While your regular recapper is off covering SXSW, I'm stepping in this week to write about what's going on with Clark and the gang. I asked Omar for any words of wisdom and his response was: "Bring booze." The economy being what it is, I'm going to try to be frugal and use up what I already have instead of buying more. Stocks consist of two bottles of Hornsby's Cider and a minibar-sized Kahlua. I hope it's enough.
Previously on Smallville: It's almost like Lana never existed. Jimmy took a picture of the "Red-blue Blur" saving Lois's life; gossip columnist Linda Lake got angry and also could turn herself into water; Chloe seemingly dispatched her during a well-coordinated fight; a Brainiac-possessed Chloe told Davis he was destined to "eradicate the other Kryptonian" and become Doomsday, which didn't go over so well with him; Lois and Clark almost kissed at Chloe's wedding before being interrupted (by Lana's return, but that part is cut out here); Lois cried on Oliver's shoulder about how she thought Clark needed her and Oliver assured her he knows that Clark does need her.

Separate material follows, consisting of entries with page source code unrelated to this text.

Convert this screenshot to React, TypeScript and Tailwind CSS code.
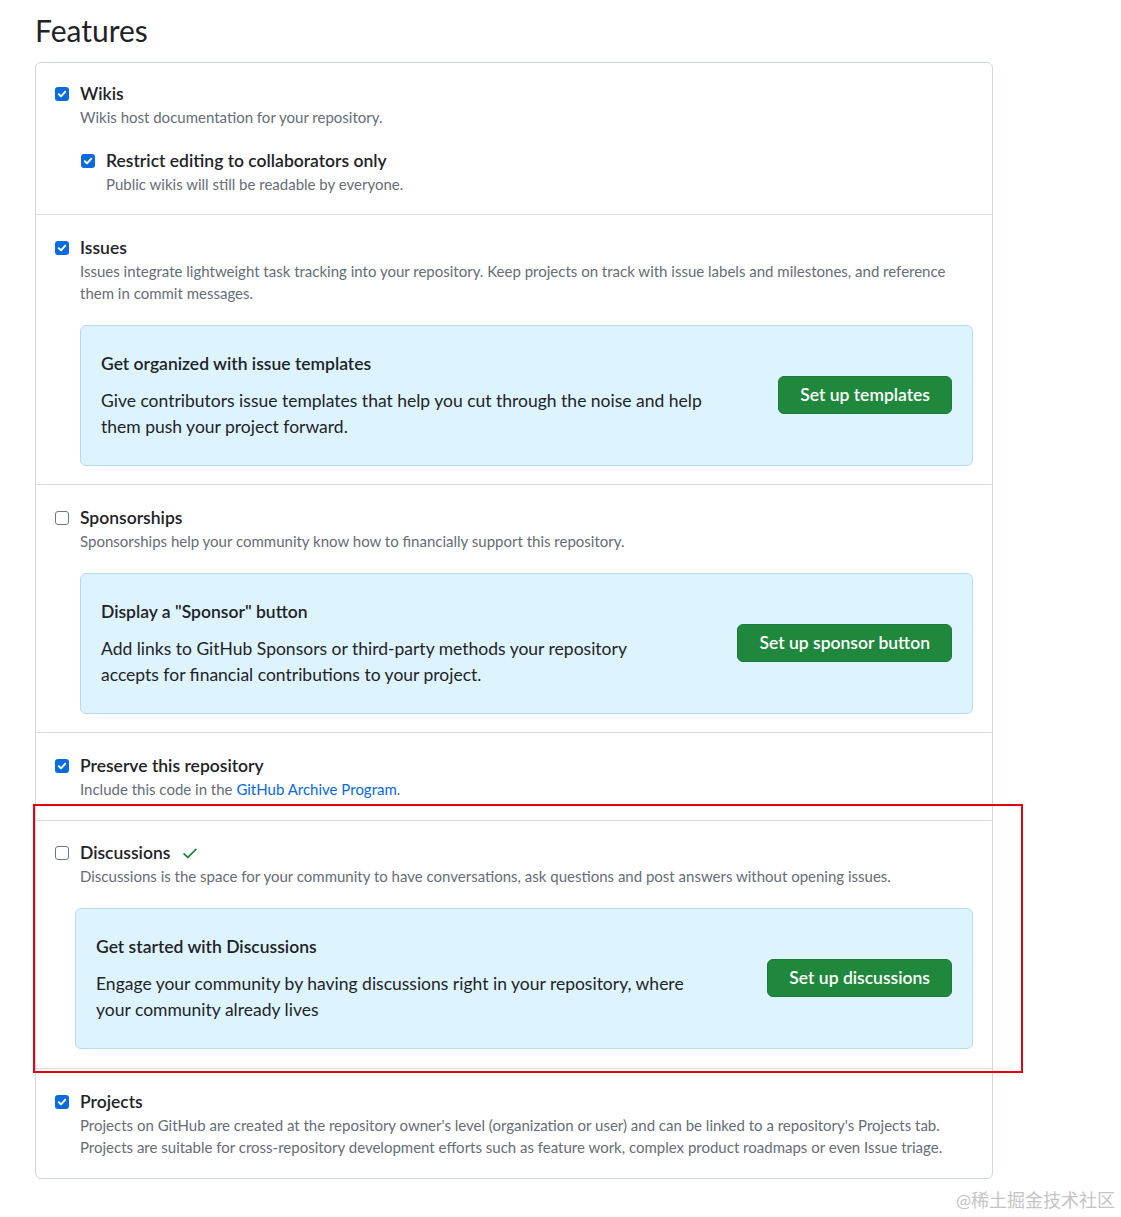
import React from "react";

const FONT = { fontFamily: 'Lato, "Noto Sans", "Noto Sans CJK SC", sans-serif' };

function Checkbox({ checked }: { checked: boolean }) {
  if (checked) {
    return (
      <div className="w-[14px] h-[14px] shrink-0 rounded-[3px] bg-[#0b6bde] flex items-center justify-center">
        <svg width="10" height="10" viewBox="0 0 10 10">
          <path d="M1.8 5.2 L4 7.3 L8.3 2.6" stroke="white" strokeWidth="1.9" fill="none" strokeLinecap="round" strokeLinejoin="round" />
        </svg>
      </div>
    );
  }
  return <div className="w-[14px] h-[14px] shrink-0 rounded-[3px] border border-[#6e7781] bg-white" />;
}

function Item({
  checked,
  title,
  children,
  extra,
}: {
  checked: boolean;
  title: React.ReactNode;
  children?: React.ReactNode;
  extra?: React.ReactNode;
}) {
  return (
    <div>
      <div className="flex items-center gap-[11px] h-[24px]">
        <Checkbox checked={checked} />
        <div className="text-[17.5px] leading-[24px] font-semibold text-[#1f2328] flex items-center">{title}</div>
      </div>
      <div className="pl-[25px] text-[15px] leading-[22px] text-[#656d76]">{children}</div>
      {extra}
    </div>
  );
}

function Promo({
  title,
  body,
  button,
  className,
}: {
  title: string;
  body: React.ReactNode;
  button: string;
  className: string;
}) {
  return (
    <div
      className={
        "mt-[21px] rounded-[6px] border border-[#b6dcf3] bg-[#ddf4ff] pl-[20px] pr-[20px] pt-[24px] pb-[25px] flex items-center " +
        className
      }
    >
      <div className="flex-1">
        <div className="text-[17.5px] leading-[28px] font-semibold text-[#1f2328]">{title}</div>
        <div className="mt-[10px] text-[17.5px] leading-[26px] text-[#1f2328]">{body}</div>
      </div>
      <button className="h-[38px] px-[21px] rounded-[6px] bg-[#1f883d] text-white text-[17.5px] font-semibold border border-[#1b7a37] whitespace-nowrap">
        {button}
      </button>
    </div>
  );
}

export default function App() {
  return (
    <div className="bg-white min-h-[1217px] w-[1121px] relative" style={FONT}>
      <div className="pl-[35px] pt-[12px]">
        <h2 className="text-[30px] leading-[36px] font-normal text-[#1f2328]">Features</h2>
        <div className="mt-[14px] w-[958px] rounded-[6px] border border-[#d0d7de]">
          {/* Wikis */}
          <div className="px-[19px] pt-[19px] pb-[19px] border-b border-[#d8dee4]">
            <Item checked title="Wikis">
              Wikis host documentation for your repository.
            </Item>
            <div className="pl-[26px] mt-[21px]">
              <Item checked title="Restrict editing to collaborators only">
                Public wikis will still be readable by everyone.
              </Item>
            </div>
          </div>
          {/* Issues */}
          <div className="px-[19px] pt-[21px] pb-[18px] border-b border-[#d8dee4]">
            <Item checked title="Issues">
              Issues integrate lightweight task tracking into your repository. Keep projects on track with issue labels and milestones, and reference
              <br />
              them in commit messages.
            </Item>
            <div className="pl-[25px]">
              <Promo
                className="w-[893px]"
                title="Get organized with issue templates"
                body={
                  <>
                    Give contributors issue templates that help you cut through the noise and help
                    <br />
                    them push your project forward.
                  </>
                }
                button="Set up templates"
              />
            </div>
          </div>
          {/* Sponsorships */}
          <div className="px-[19px] pt-[21px] pb-[18px] border-b border-[#d8dee4]">
            <Item checked={false} title="Sponsorships">
              Sponsorships help your community know how to financially support this repository.
            </Item>
            <div className="pl-[25px]">
              <Promo
                className="w-[893px]"
                title={'Display a "Sponsor" button'}
                body={
                  <>
                    Add links to GitHub Sponsors or third-party methods your repository
                    <br />
                    accepts for financial contributions to your project.
                  </>
                }
                button="Set up sponsor button"
              />
            </div>
          </div>
          {/* Preserve */}
          <div className="px-[19px] pt-[21px] pb-[20px] border-b border-[#d8dee4]">
            <Item checked title="Preserve this repository">
              Include this code in the <span className="text-[#0969da]">GitHub Archive Program</span>.
            </Item>
          </div>
          {/* Discussions */}
          <div className="relative px-[19px] pt-[20px] pb-[19px] border-b border-[#d8dee4]">
            <Item
              checked={false}
              title={
                <>
                  Discussions
                  <svg className="ml-[11px]" width="18" height="18" viewBox="0 0 16 16" fill="#1a7f37">
                    <path d="M13.78 4.22a.75.75 0 0 1 0 1.06l-7.25 7.25a.75.75 0 0 1-1.06 0L2.22 9.28a.751.751 0 0 1 .018-1.042.751.751 0 0 1 1.042-.018L6 10.94l6.72-6.72a.75.75 0 0 1 1.06 0Z" />
                  </svg>
                </>
              }
            >
              Discussions is the space for your community to have conversations, ask questions and post answers without opening issues.
            </Item>
            <div className="pl-[20px]">
              <Promo
                className="w-[898px]"
                title="Get started with Discussions"
                body={
                  <>
                    Engage your community by having discussions right in your repository, where
                    <br />
                    your community already lives
                  </>
                }
                button="Set up discussions"
              />
            </div>
            <div className="absolute left-[-3px] right-[-31px] top-[-17px] bottom-[-5px] border-2 border-[#e60012] pointer-events-none" />
          </div>
          {/* Projects */}
          <div className="px-[19px] pt-[21px] pb-[20px]">
            <Item checked title="Projects">
              Projects on GitHub are created at the repository owner's level (organization or user) and can be linked to a repository's Projects tab.
              <br />
              Projects are suitable for cross-repository development efforts such as feature work, complex product roadmaps or even Issue triage.
            </Item>
          </div>
        </div>
        <div className="w-[1080px] flex justify-end mt-[9px]">
          <span className="text-[18px] leading-[24px] text-[#c4c4c4]">@稀土掘金技术社区</span>
        </div>
      </div>
    </div>
  );
}
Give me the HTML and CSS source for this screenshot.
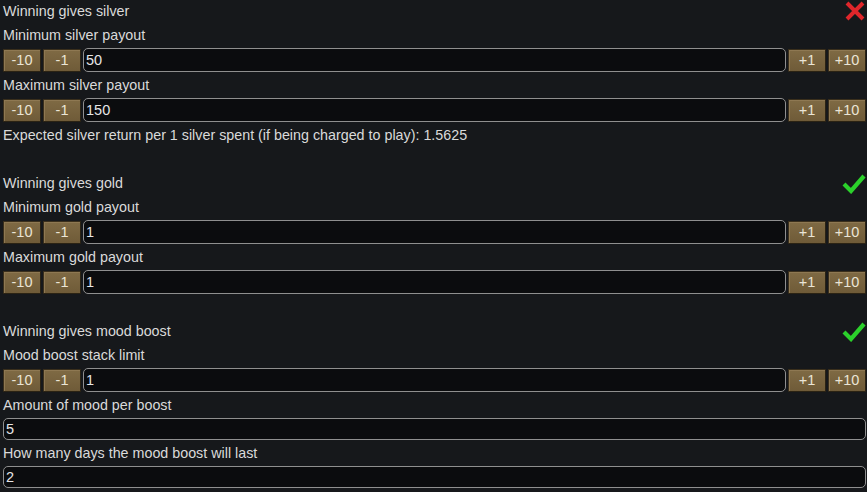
FILE: index.html
```html
<!DOCTYPE html>
<html>
<head>
<meta charset="utf-8">
<link rel="stylesheet" href="styles.css">
</head>
<body>
<div class="panel">
  <div class="row label toggle"><span>Winning gives silver</span>
    <svg class="icon" width="22" height="20" viewBox="0 0 22 20"><path d="M3 2 L19 18 M19 2 L3 18" stroke="#e0262b" stroke-width="4" stroke-linecap="butt"/></svg>
  </div>
  <div class="row label">Minimum silver payout</div>
  <div class="ctrl">
    <button class="btn">-10</button><button class="btn">-1</button>
    <div class="field">50</div>
    <button class="btn">+1</button><button class="btn">+10</button>
  </div>
  <div class="row label">Maximum silver payout</div>
  <div class="ctrl">
    <button class="btn">-10</button><button class="btn">-1</button>
    <div class="field">150</div>
    <button class="btn">+1</button><button class="btn">+10</button>
  </div>
  <div class="row label">Expected silver return per 1 silver spent (if being charged to play): 1.5625</div>

  <div class="section">
  <div class="row label toggle"><span>Winning gives gold</span>
    <svg class="icon" width="24" height="22" viewBox="0 0 24 22"><path d="M2 12 L9 19 L22 4" fill="none" stroke="#2bd12b" stroke-width="4.2" stroke-linejoin="miter"/></svg>
  </div>
  <div class="row label">Minimum gold payout</div>
  <div class="ctrl">
    <button class="btn">-10</button><button class="btn">-1</button>
    <div class="field">1</div>
    <button class="btn">+1</button><button class="btn">+10</button>
  </div>
  <div class="row label">Maximum gold payout</div>
  <div class="ctrl">
    <button class="btn">-10</button><button class="btn">-1</button>
    <div class="field">1</div>
    <button class="btn">+1</button><button class="btn">+10</button>
  </div>
  </div>

  <div class="section">
  <div class="row label toggle"><span>Winning gives mood boost</span>
    <svg class="icon" width="24" height="22" viewBox="0 0 24 22"><path d="M2 12 L9 19 L22 4" fill="none" stroke="#2bd12b" stroke-width="4.2" stroke-linejoin="miter"/></svg>
  </div>
  <div class="row label">Mood boost stack limit</div>
  <div class="ctrl">
    <button class="btn">-10</button><button class="btn">-1</button>
    <div class="field">1</div>
    <button class="btn">+1</button><button class="btn">+10</button>
  </div>
  <div class="row label">Amount of mood per boost</div>
  <div class="ctrl plain"><div class="field">5</div></div>
  <div class="row label">How many days the mood boost will last</div>
  <div class="ctrl plain"><div class="field">2</div></div>
  </div>
</div>
</body>
</html>
```
FILE: styles.css
```css
html, body {
  margin: 0;
  padding: 0;
  background: #16181b;
}
body {
  width: 867px;
  height: 492px;
  overflow: hidden;
  font-family: "Liberation Sans", Arial, sans-serif;
  font-size: 14.3px;
  color: #dadada;
}
.panel {
  display: flex;
  flex-direction: column;
  padding: 0 1px 0 2px;
}
.section {
  display: flex;
  flex-direction: column;
  margin-top: 24px;
}
.row {
  height: 22px;
  line-height: 22px;
  margin-bottom: 2px;
  white-space: nowrap;
}
.label {
  padding-left: 1px;
}
.toggle {
  display: flex;
  justify-content: space-between;
  align-items: center;
}
.icon {
  display: block;
  margin-right: 0;
}
.ctrl {
  display: flex;
  align-items: center;
  height: 24px;
  margin-bottom: 2px;
  gap: 2px;
}
.ctrl.plain {
  height: 22px;
  margin-left: 1px;
}
.btn {
  width: 38px;
  height: 23px;
  margin: 0;
  padding: 0;
  font-family: "Liberation Sans", Arial, sans-serif;
  font-size: 14.5px;
  color: #ebe5d6;
  background: linear-gradient(#7f6a44, #6f5b38);
  border: 1px solid #3a2f1c;
  border-right-color: #2b2314;
  border-bottom-color: #2b2314;
  box-shadow: inset 1px 1px 0 #8e7852;
  border-radius: 1px;
  flex: none;
}
.btn:first-child {
  margin-left: 1px;
}
.field {
  flex: 1;
  height: 24px;
  box-sizing: border-box;
  line-height: 22px;
  background: #0b0c0e;
  border: 1px solid #8f8f8f;
  border-radius: 5px;
  padding-left: 2px;
  color: #e6e6e6;
  font-size: 14.5px;
}
.ctrl.plain .field {
  height: 22px;
  line-height: 20px;
}
```
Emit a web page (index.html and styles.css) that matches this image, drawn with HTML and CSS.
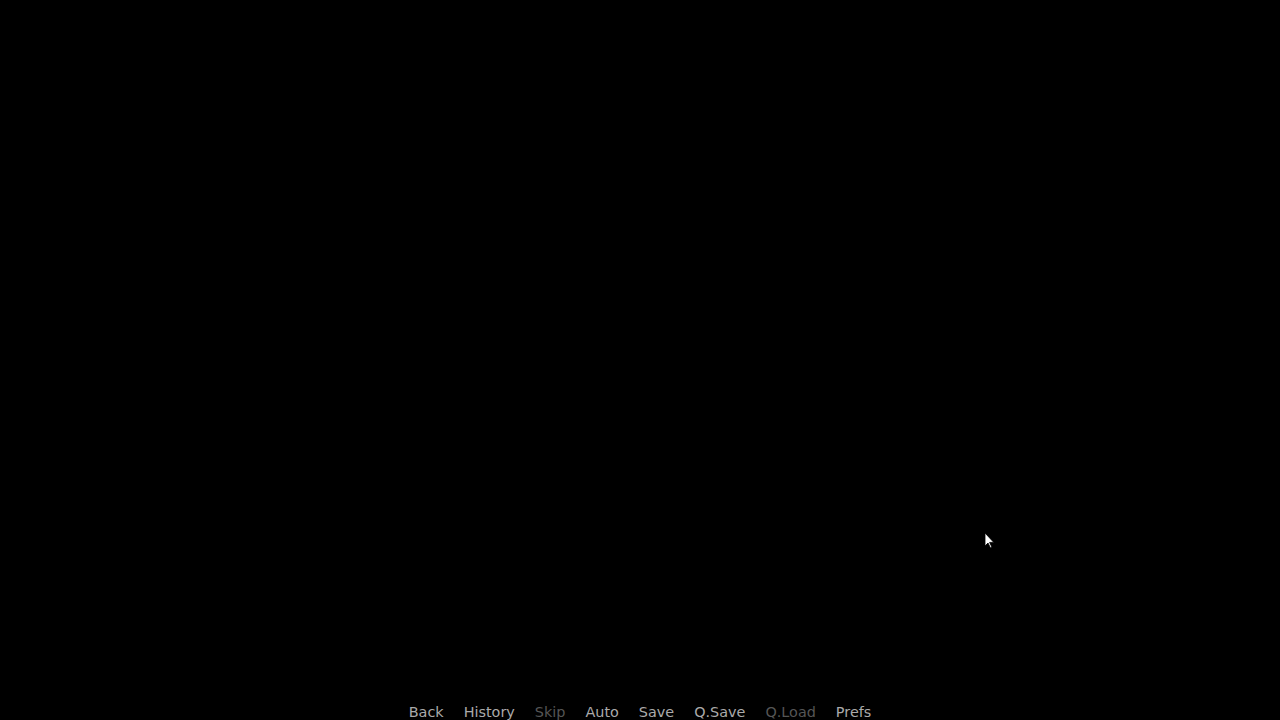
FILE: index.html
```html
<!DOCTYPE html>
<html>
<head>
<meta charset="utf-8">
<link rel="stylesheet" href="styles.css">
</head>
<body>
<div class="screen">
  <div class="stage"></div>
  <nav class="quick-menu">
    <span class="qbtn">Back</span>
    <span class="qbtn">History</span>
    <span class="qbtn off">Skip</span>
    <span class="qbtn">Auto</span>
    <span class="qbtn">Save</span>
    <span class="qbtn">Q.Save</span>
    <span class="qbtn off">Q.Load</span>
    <span class="qbtn">Prefs</span>
  </nav>
  <svg class="cursor" width="12" height="18" viewBox="0 0 12 18"><path d="M1 1 L1 14 L4 11 L6.5 16 L8 15.3 L5.6 10.4 L9.8 10.4 Z" fill="#fff" stroke="#000" stroke-width="0.8"/></svg>
</div>
</body>
</html>
```
FILE: styles.css
```css
html, body {
  margin: 0;
  padding: 0;
  background: #000;
  overflow: hidden;
}
.screen {
  position: relative;
  width: 1280px;
  height: 720px;
  display: flex;
  flex-direction: column;
  background: #000;
  overflow: hidden;
}
.stage {
  flex: 1;
}
.quick-menu {
  display: flex;
  justify-content: center;
  gap: 20px;
  height: 17px;
  margin-bottom: -1px;
  font-family: "DejaVu Sans", sans-serif;
  font-size: 14.4px;
  line-height: 17px;
}
.qbtn {
  color: #aaaaaa;
  white-space: nowrap;
}
.qbtn.off {
  color: #555;
}
.cursor {
  position: absolute;
  left: 984px;
  top: 532px;
}
```
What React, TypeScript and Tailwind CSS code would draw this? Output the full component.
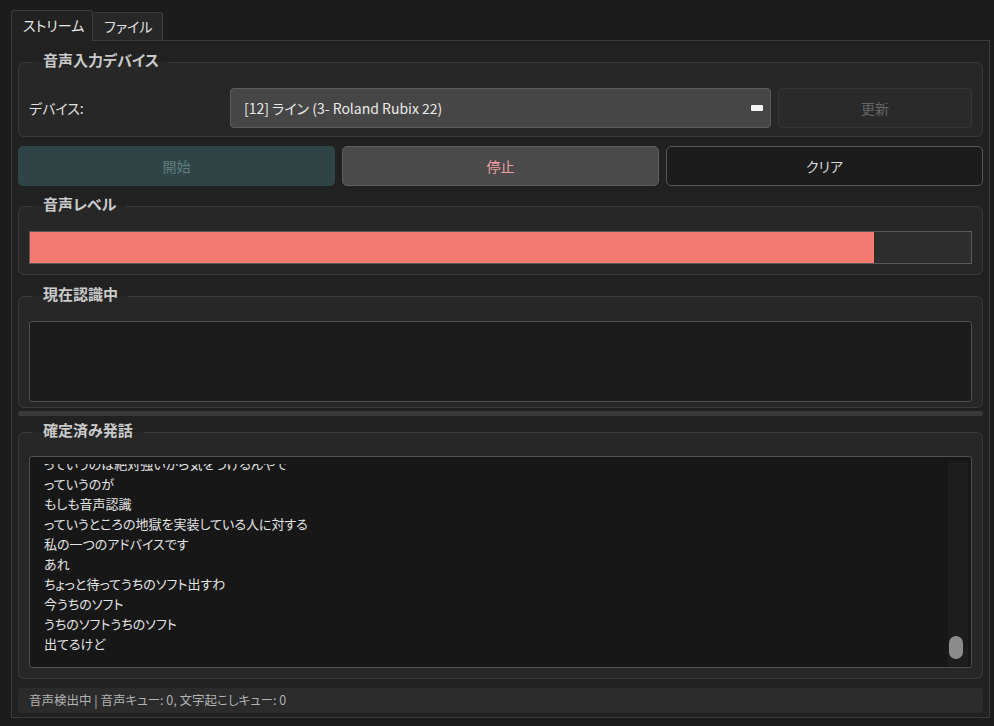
import React from "react";

const transcript = [
  "っていうのは絶対強いから気をつけるんやで",
  "っていうのが",
  "もしも音声認識",
  "っていうところの地獄を実装している人に対する",
  "私の一つのアドバイスです",
  "あれ",
  "ちょっと待ってうちのソフト出すわ",
  "今うちのソフト",
  "うちのソフトうちのソフト",
  "出てるけど",
];

const level = 89.7;

function Group({
  title,
  className = "",
  children,
}: {
  title: string;
  className?: string;
  children: React.ReactNode;
}) {
  return (
    <fieldset
      className={`m-0 min-w-0 rounded-[6px] border border-[#393939] bg-[#272727] px-[10px] py-0 ${className}`}
    >
      <legend className="ml-[4px] px-[10px] pb-[4px] text-[15px] font-bold leading-[20px] text-[#cacaca]">
        {title}
      </legend>
      {children}
    </fieldset>
  );
}

export default function App() {
  return (
    <div className="flex h-[726px] w-[994px] flex-col overflow-hidden bg-[#1c1c1c] pb-[8px] pl-[11px] pr-[4px] pt-[10px] font-['Noto_Sans_CJK_JP',sans-serif] text-[#e2e2e2] [font-feature-settings:'palt']">
      {/* tab bar */}
      <div className="flex h-[30px] items-end">
        <div className="relative z-10 -mb-px flex h-[31px] w-[82px] items-center rounded-t-[3px] border border-b-0 border-[#3c3c3c] bg-[#222222] pb-[2px] pl-[11px] text-[14px] text-[#e6e6e6]">
          ストリーム
        </div>
        <div className="flex h-[28px] w-[70px] items-center rounded-t-[3px] border border-b-0 border-l-0 border-[#3c3c3c] bg-[#272727] pl-[11px] text-[14px] text-[#e0e0e0]">
          ファイル
        </div>
      </div>

      {/* tab pane */}
      <div className="flex flex-1 flex-col border border-[#3a3a3a] bg-[#212121] pl-[6px] pr-[6px]">
        <Group title="音声入力デバイス" className="mt-[9px]">
          <div className="flex items-center pb-[8px] pt-[14px]">
            <div className="w-[201px] text-[14px] text-[#e0e0e0]">デバイス:</div>
            <div className="flex h-[40px] flex-1 items-center justify-between rounded-[4px] border border-[#5c5c5c] bg-[#464646] pl-[13px] pr-[7px] text-[14px] text-[#eaeaea]">
              <span>[12] ライン (3- Roland Rubix 22)</span>
              <span className="h-[6px] w-[12px] rounded-[1px] bg-[#f2f2f2]" />
            </div>
            <div className="ml-[7px] flex h-[40px] w-[194px] items-center justify-center rounded-[4px] border border-[#363636] bg-[#2a2a2a] text-[14px] text-[#666666]">
              更新
            </div>
          </div>
        </Group>

        {/* control buttons */}
        <div className="mt-[9px] grid h-[40px] grid-cols-3 gap-[7px]">
          <div className="flex items-center justify-center rounded-[5px] bg-[#2f4545] text-[14px] text-[#5f7d7d]">
            開始
          </div>
          <div className="flex items-center justify-center rounded-[5px] border border-[#5e5e5e] bg-[#4a4a4a] text-[14px] text-[#eea0a0]">
            停止
          </div>
          <div className="flex items-center justify-center rounded-[5px] border border-[#575757] bg-[#1c1c1c] text-[14px] text-[#dadada]">
            クリア
          </div>
        </div>

        <Group title="音声レベル" className="mt-[8px]">
          <div className="pb-[10px] pt-[13px]">
            <div className="flex h-[33px] border border-[#5a5a5a] bg-[#2d2d2d]">
              <div className="h-full bg-[#f47a72]" style={{ width: `${level}%` }} />
            </div>
          </div>
        </Group>

        <Group title="現在認識中" className="mt-[9px]">
          <div className="pb-[5px] pt-[13px]">
            <div className="h-[81px] rounded-[3px] border border-[#4f4f4f] bg-[#1b1b1b]" />
          </div>
        </Group>

        {/* splitter handle */}
        <div className="mt-[3px] h-[5px] rounded-[2px] bg-[#3a3a3a]" />

        <Group title="確定済み発話" className="mt-[4px]">
          <div className="pb-[10px] pt-[12px]">
            <div className="flex h-[212px] rounded-[3px] border border-[#4f4f4f] bg-[#171717]">
              <div className="mt-[7px] flex-1 overflow-hidden pl-[14px]">
                <div className="-mt-[10px] text-[13px] leading-[20px] text-[#e4e4e4]">
                  {transcript.map((line, i) => (
                    <div key={i} className="whitespace-nowrap">
                      {line}
                    </div>
                  ))}
                </div>
              </div>
              {/* vertical scrollbar */}
              <div className="mb-[1px] mr-[3px] mt-[5px] flex w-[20px] flex-col justify-end bg-[#1d1d1d] pb-[7px] pl-[1px]">
                <div className="h-[23px] w-[14px] rounded-full bg-[#8b8b8b]" />
              </div>
            </div>
          </div>
        </Group>

        {/* status bar */}
        <div className="mt-[9px] flex h-[25px] items-center rounded-[3px] bg-[#2b2b2b] pl-[11px] text-[12.5px] text-[#b2b2b2]">
          音声検出中 | 音声キュー: 0, 文字起こしキュー: 0
        </div>
      </div>
    </div>
  );
}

Now: It's rainy and gray as we peer down over the city of Metropolis, with the Luthorcorp building on the right and the Daily Planet building smack in the middle. Down on the streets, a soaked and panting Lois gets out of a yellow cab, struggling with a giant blue suitcase and a smaller carry-on. Symbolism for all her emotional baggage? Probably not. As the cab drives off, it splashes her with water and she shouts sarcastically, "Great! Thank you! Nice to be back!" Hope that did something for you, Lois, because no way that guy heard you. She then directs her ire at Clark, who's just showed up behind her with one of those superspeed whooshy sounds off-screen. She complains that he's just now showing up. "The one time I actually depend on you and you flake on picking me up from the airport," she says. He politely doesn't point out all the other times she's depended on him and instead apologizes as she complains about having to stand for three hours in a downpour, watching other people's curbside reunions. Why the hell didn't she wait inside? I know I usually feel kind of grungy after traveling, but taking a shower in the rain is just extreme. One of her bags pops open, spilling out some clothes, which she gathers up with exasperation from the rainy street. Clark tries to explain, but Lois goes on about how he emailed her the night before to say he'd be there, and how she needs to tie a string around his finger to remind him. Clark says he got held up at work (code for running around saving people), but Lois points out he's a reporter: "You're not saving the world." You know, I can see how Clark would seem dickish here to someone who doesn't know the whole story, but he is trying to explain. Plus, again, no one made you stand outside in the rain, Lois. He apologizes once more, but she cuts him off with a passive-aggressive zinger about how she doesn't expect to be the person at the top of his priority list. She goes inside. Sad orchestral music. Sad Clark face.